Learning Under Constraints: How Hypothesis-Driven Synthetic Data Improves Marketing Measurement

digitado ⋅ 7 de January de 2026

This article is part of an ongoing exploration of how marketing measurement systems must evolve as signal observability declines.

Modern marketing measurement looks like a data science problem — until you examine how the data is actually created. In advertising systems, data isn’t collected through clean random sampling. It’s generated by decisions: budget allocations, bidding strategies, targeting rules, frequency caps, auction dynamics, and, increasingly, privacy-driven aggregation. Those choices determine what we observe — and just as importantly, what we never see.

This creates a fundamental constraint for anyone building MMMs, incrementality models, or optimization systems. The data reflects a narrow slice of reality shaped by prior policies. Counterfactuals are sparse. Feedback loops distort signals. And key drivers of performance — saturation, fatigue, lag, intent — are often weakly identifiable at best.

Under these conditions, the idea that we can simply “let the data speak” is no longer credible. The real question is not whether we make assumptions. We have to. The question is whether those assumptions remain implicit and fragile, or become explicit, testable, and governed.

This is where hypothesis-driven synthetic data generation becomes a powerful — and underused — capability for marketing measurement and data science teams.

Why empirical learning breaks down in modern advertising systems

If you’ve worked on MMM or incrementality, these constraints will feel familiar:

Spend is endogenous. MMM only observes spend levels that were already chosen, making response curves and saturation hard to identify.
Exposure is selective. Targeting skews delivery toward high-intent users, inflating observed performance if correlation is mistaken for incrementality.
Auctions censor outcomes. You rarely observe the counterfactuals associated with losing bids.
Privacy aggregation reduces observability. User-level structure disappears precisely where non-linearities and interactions matter.
Feedback loops shape future data. Optimization decisions today influence what can be learned tomorrow.

In short: the dataset is a byproduct of a decision system.

When data is policy-generated, learning without assumptions is impossible. The danger isn’t bias alone — it’s false confidence in conclusions drawn from structurally limited evidence.

What hypothesis-driven synthetic data actually is (and isn’t)

Synthetic data is often misunderstood as “fake data that looks real.” That framing misses the point.

Hypothesis-driven synthetic data starts with an explicit specification of how the system might work:

How exposure is generated (allocation rules, targeting, auctions)
How outcomes respond (linear vs diminishing returns, saturation, lag)
What latent variables exist (intent, competition, seasonality)
What constraints apply (budgets, caps, aggregation).

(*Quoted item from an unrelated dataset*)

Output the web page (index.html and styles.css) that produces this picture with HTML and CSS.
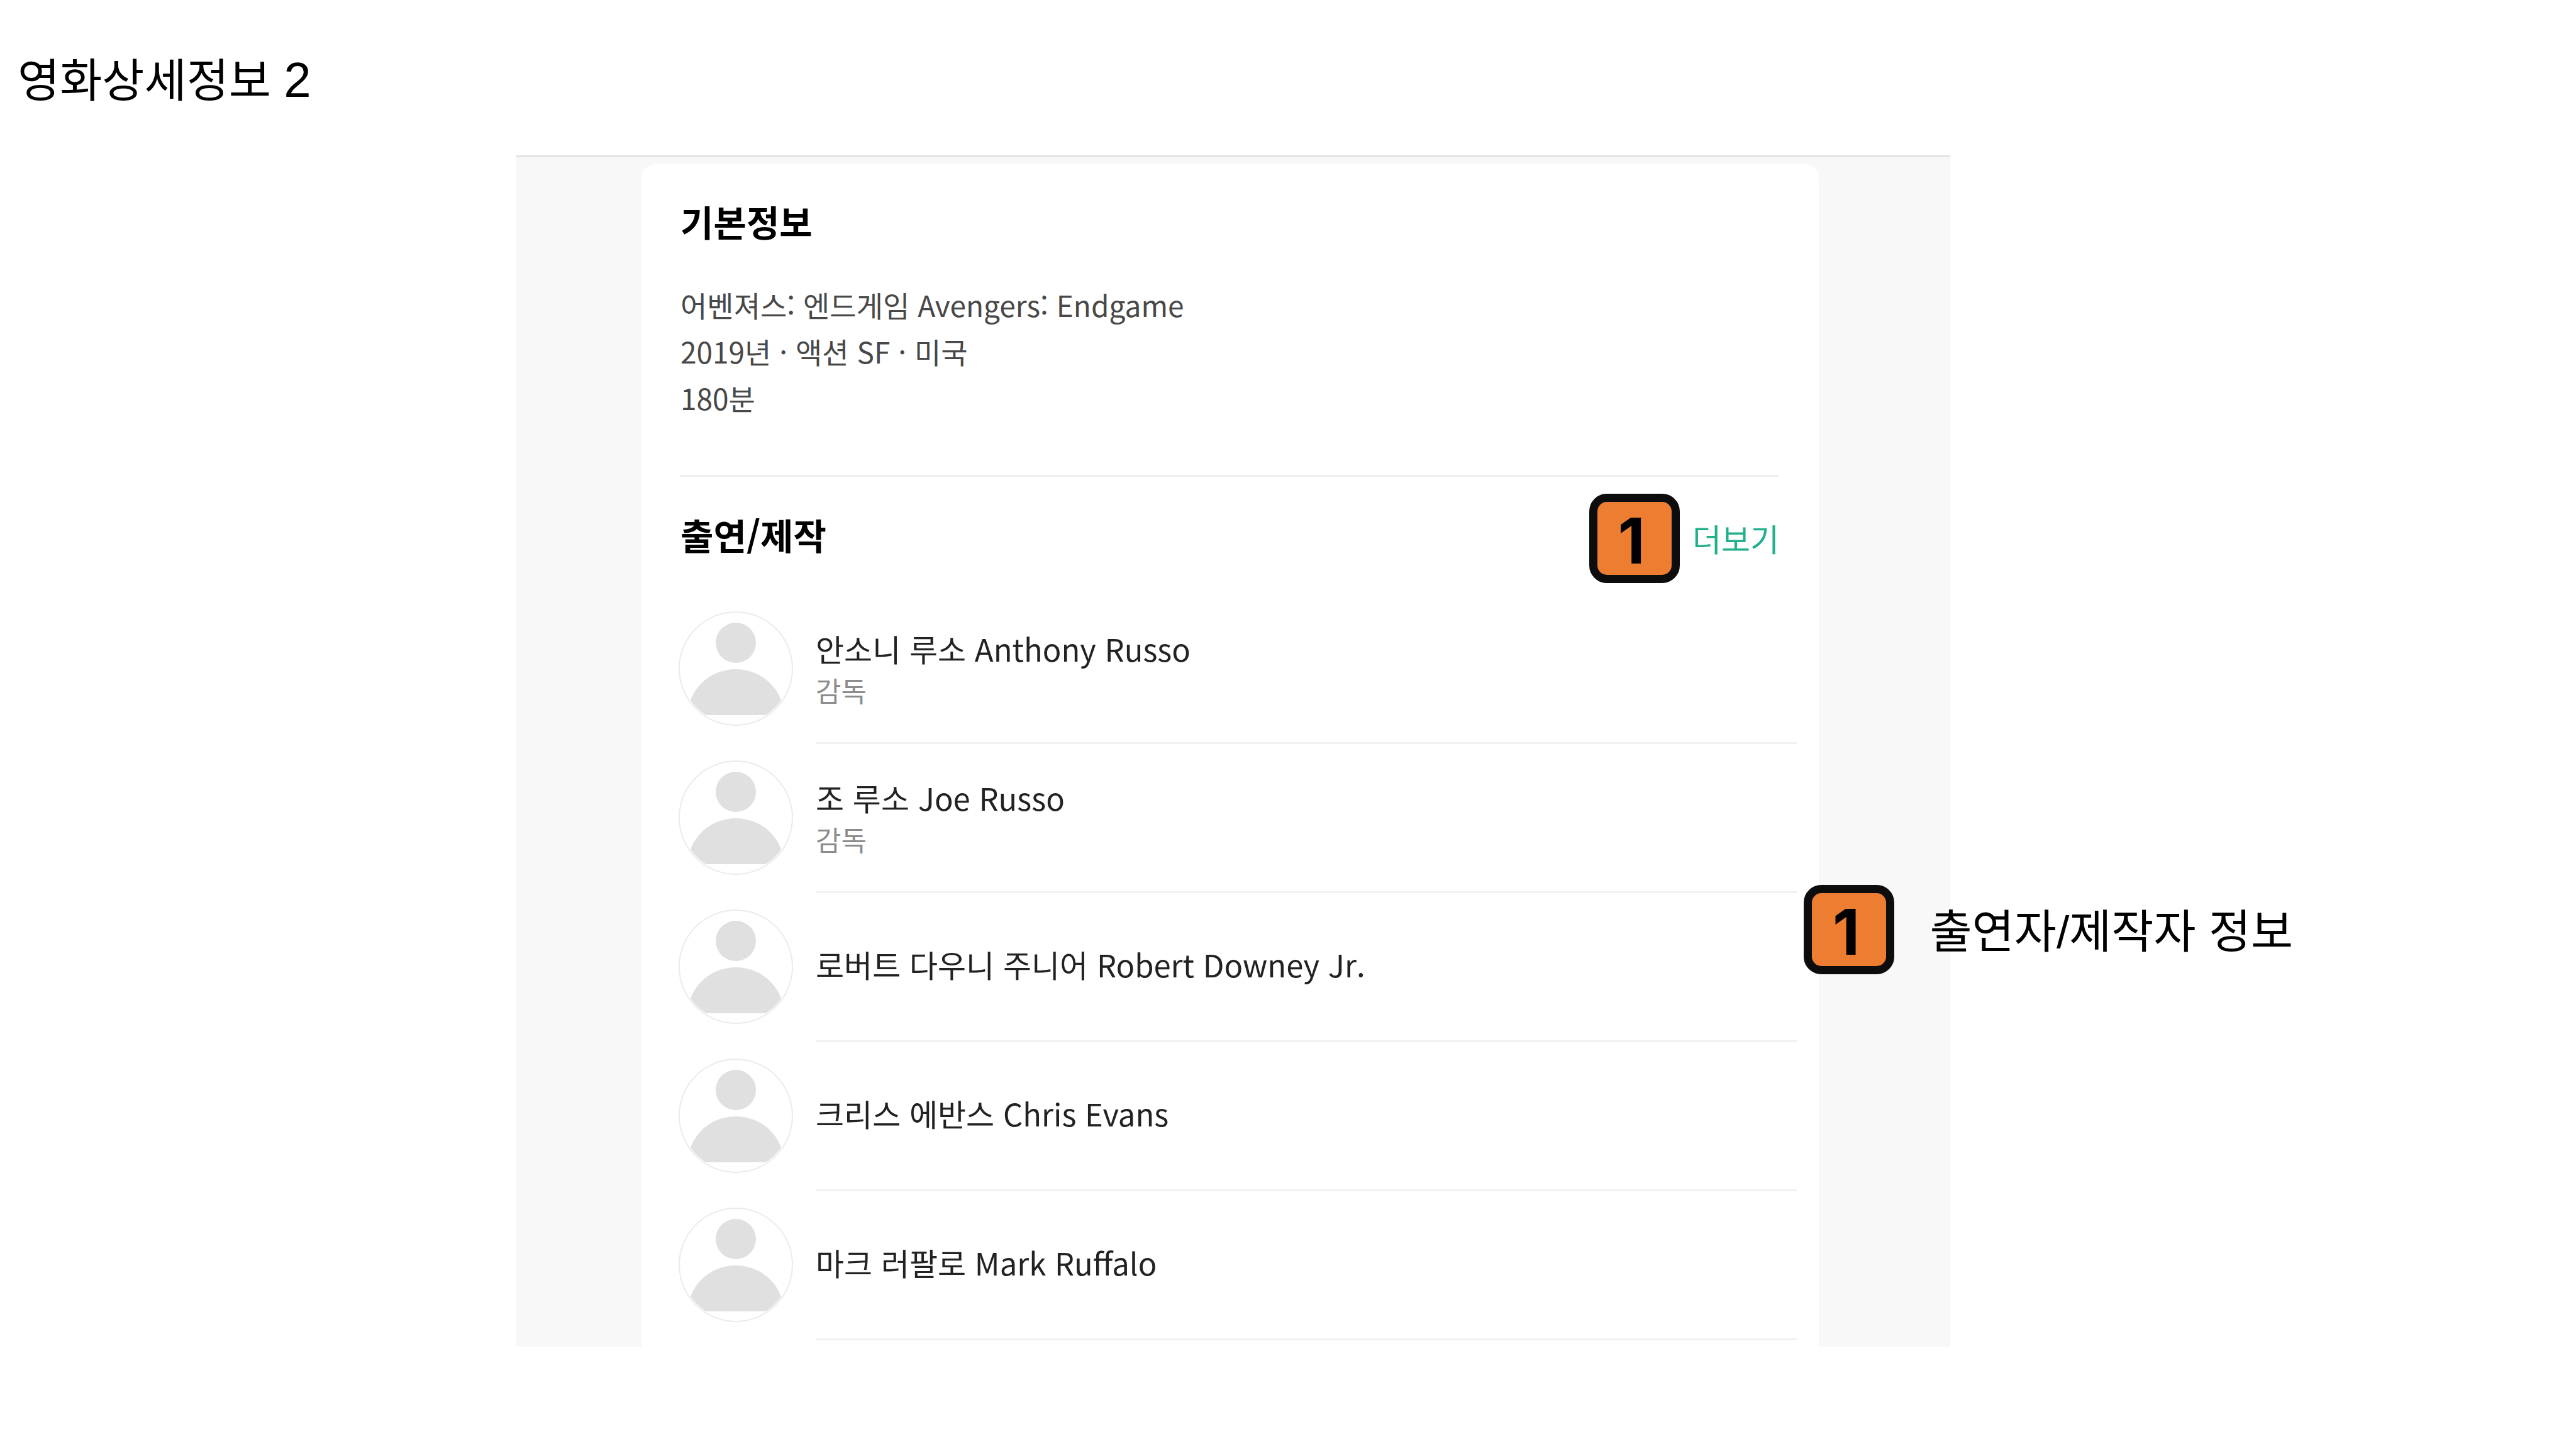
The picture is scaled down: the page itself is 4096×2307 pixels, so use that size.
FILE: index.html
```html
<!DOCTYPE html>
<html lang="ko">
<head>
<meta charset="utf-8">
<title>영화상세정보 2</title>
<link rel="stylesheet" href="styles.css">
</head>
<body>
<svg width="0" height="0" class="defs" aria-hidden="true">
  <defs>
    <clipPath id="face-clip"><circle cx="91" cy="91" r="88"/></clipPath>
    <symbol id="person" viewBox="0 0 182 182">
      <circle cx="91" cy="91" r="90" fill="#fff" stroke="#ebebeb" stroke-width="2"/>
      <g fill="#e0e0e0" clip-path="url(#face-clip)">
        <circle cx="91" cy="50" r="32"/>
        <path d="M15 165a76 73 0 0 1 152 0z"/>
      </g>
    </symbol>
  </defs>
</svg>
<main class="slide">
  <h1 class="slide-title">영화상세정보 <span class="numeral">2</span></h1>
  <div class="stage">
    <div class="frame">
      <article class="card">
        <section class="info">
          <h2 class="heading">기본정보</h2>
          <p class="facts">어벤져스: 엔드게임 Avengers: Endgame<br>2019년 · 액션 SF · 미국<br>180분</p>
        </section>
        <section class="credits">
          <header class="credits-head">
            <h2 class="heading">출연/제작</h2>
            <a class="more" href="#">더보기</a>
            <span class="badge badge-more">1</span>
          </header>
          <ul class="people">
            <li class="person">
              <svg class="avatar" aria-hidden="true"><use href="#person"/></svg>
              <div class="person-text with-role"><span class="name">안소니 루소 Anthony Russo</span><span class="role">감독</span></div>
            </li>
            <li class="person">
              <svg class="avatar" aria-hidden="true"><use href="#person"/></svg>
              <div class="person-text with-role"><span class="name">조 루소 Joe Russo</span><span class="role">감독</span></div>
            </li>
            <li class="person">
              <svg class="avatar" aria-hidden="true"><use href="#person"/></svg>
              <div class="person-text"><span class="name">로버트 다우니 주니어 Robert Downey Jr.</span></div>
            </li>
            <li class="person">
              <svg class="avatar" aria-hidden="true"><use href="#person"/></svg>
              <div class="person-text"><span class="name">크리스 에반스 Chris Evans</span></div>
            </li>
            <li class="person">
              <svg class="avatar" aria-hidden="true"><use href="#person"/></svg>
              <div class="person-text"><span class="name">마크 러팔로 Mark Ruffalo</span></div>
            </li>
          </ul>
        </section>
      </article>
      <aside class="note">
        <span class="badge">1</span>
        <p class="note-text">출연자/제작자 정보</p>
      </aside>
    </div>
  </div>
</main>
</body>
</html>
```
FILE: styles.css
```css
* {
  box-sizing: border-box;
}

body {
  margin: 0;
  background: #fff;
  color: #000;
  font-family: "Noto Sans CJK KR", sans-serif;
  font-kerning: normal;
}

h1, h2, p, ul {
  margin: 0;
  padding: 0;
}

.defs {
  position: absolute;
}

.slide {
  min-height: 100vh;
}

.slide-title,
.note-text {
  font-family: "Liberation Sans", "Noto Sans CJK KR", sans-serif;
  font-size: 73px;
  font-weight: 400;
  line-height: 88px;
  white-space: nowrap;
}

.slide-title {
  padding: 85px 28px 74px;
}

.numeral {
  font-size: 78px;
  line-height: 78px;
}

/* Captured screen, set off-centre on the slide */
.stage {
  display: grid;
  grid-template-columns: 821fr 2280fr 995fr;
}

.frame {
  position: relative;
  grid-column: 2;
  display: grid;
  grid-template-columns: 199fr 1872fr 209fr;
  padding-top: 11px;
  border-top: 3px solid #e3e3e3;
  background: #f8f8f8;
}

.card {
  grid-column: 2;
  min-width: 0;
  padding: 48px 0 11px;
  border-radius: 22px 22px 0 0;
  background: #fff;
}

.heading {
  font-size: 57px;
  font-weight: 700;
  line-height: 84px;
}

.info {
  margin: 0 63px 0 62px;
  padding-bottom: 86px;
  border-bottom: 3px solid #efefef;
}

.info .heading {
  margin-bottom: 54px;
}

.facts {
  color: #484848;
  font-size: 46px;
  line-height: 74px;
}

.credits-head {
  position: relative;
  display: flex;
  align-items: flex-end;
  justify-content: space-between;
  margin: 49px 63px 55px 62px;
}

.more {
  color: #22b08c;
  font-size: 50px;
  line-height: 72px;
  text-decoration: none;
}

.badge {
  display: flex;
  flex: none;
  align-items: center;
  justify-content: center;
  width: 144px;
  height: 142px;
  padding: 8px 10px 0 0;
  border: 13px solid #0d0d0d;
  border-radius: 28px;
  background: #ed7d31;
  color: #000;
  font-family: Inter, sans-serif;
  font-size: 100px;
  font-weight: 700;
  line-height: 100px;
}

.badge-more {
  position: absolute;
  top: -22px;
  right: 158px;
}

.people {
  padding: 0 35px 0 59px;
  list-style: none;
}

.person {
  display: flex;
  gap: 36px;
}

.avatar {
  flex: none;
  width: 182px;
  height: 182px;
  margin: 26px 0 29px;
}

.person-text {
  display: flex;
  flex: 1;
  flex-direction: column;
  justify-content: center;
  padding-bottom: 8px;
  border-bottom: 3px solid #f1f1f1;
}

.person-text.with-role {
  padding: 4px 0 0;
}

.name {
  color: #222;
  font-size: 49px;
  line-height: 64px;
}

.role {
  color: #8c8c8c;
  font-size: 44px;
  line-height: 68px;
}

/* Callout laid over the edge of the screen */
.note {
  position: absolute;
  top: 1157px;
  left: 89.8%;
  display: flex;
  align-items: center;
  gap: 56px;
}

.note-text {
  padding-top: 8px;
}
```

From that hypothesis, we generate datasets representing plausible data-generating regimes — not ground truth. Each dataset is a counterfactual sandbox that lets us ask:

Can this MMM recover correct signs, monotonicity, and relative sensitivities?
When does an observational incrementality estimator break under selection bias?
Are budget recommendations stable across plausible worlds, or highly assumption-dependent?

This is not traditional sensitivity analysis. Sensitivity analysis perturbs parameters within a fixed dataset. Synthetic data perturbs the data-generating process itself.

And it doesn’t “solve” causal identification. Instead, it makes non-identifiability visible, which is exactly what decision-makers need to see.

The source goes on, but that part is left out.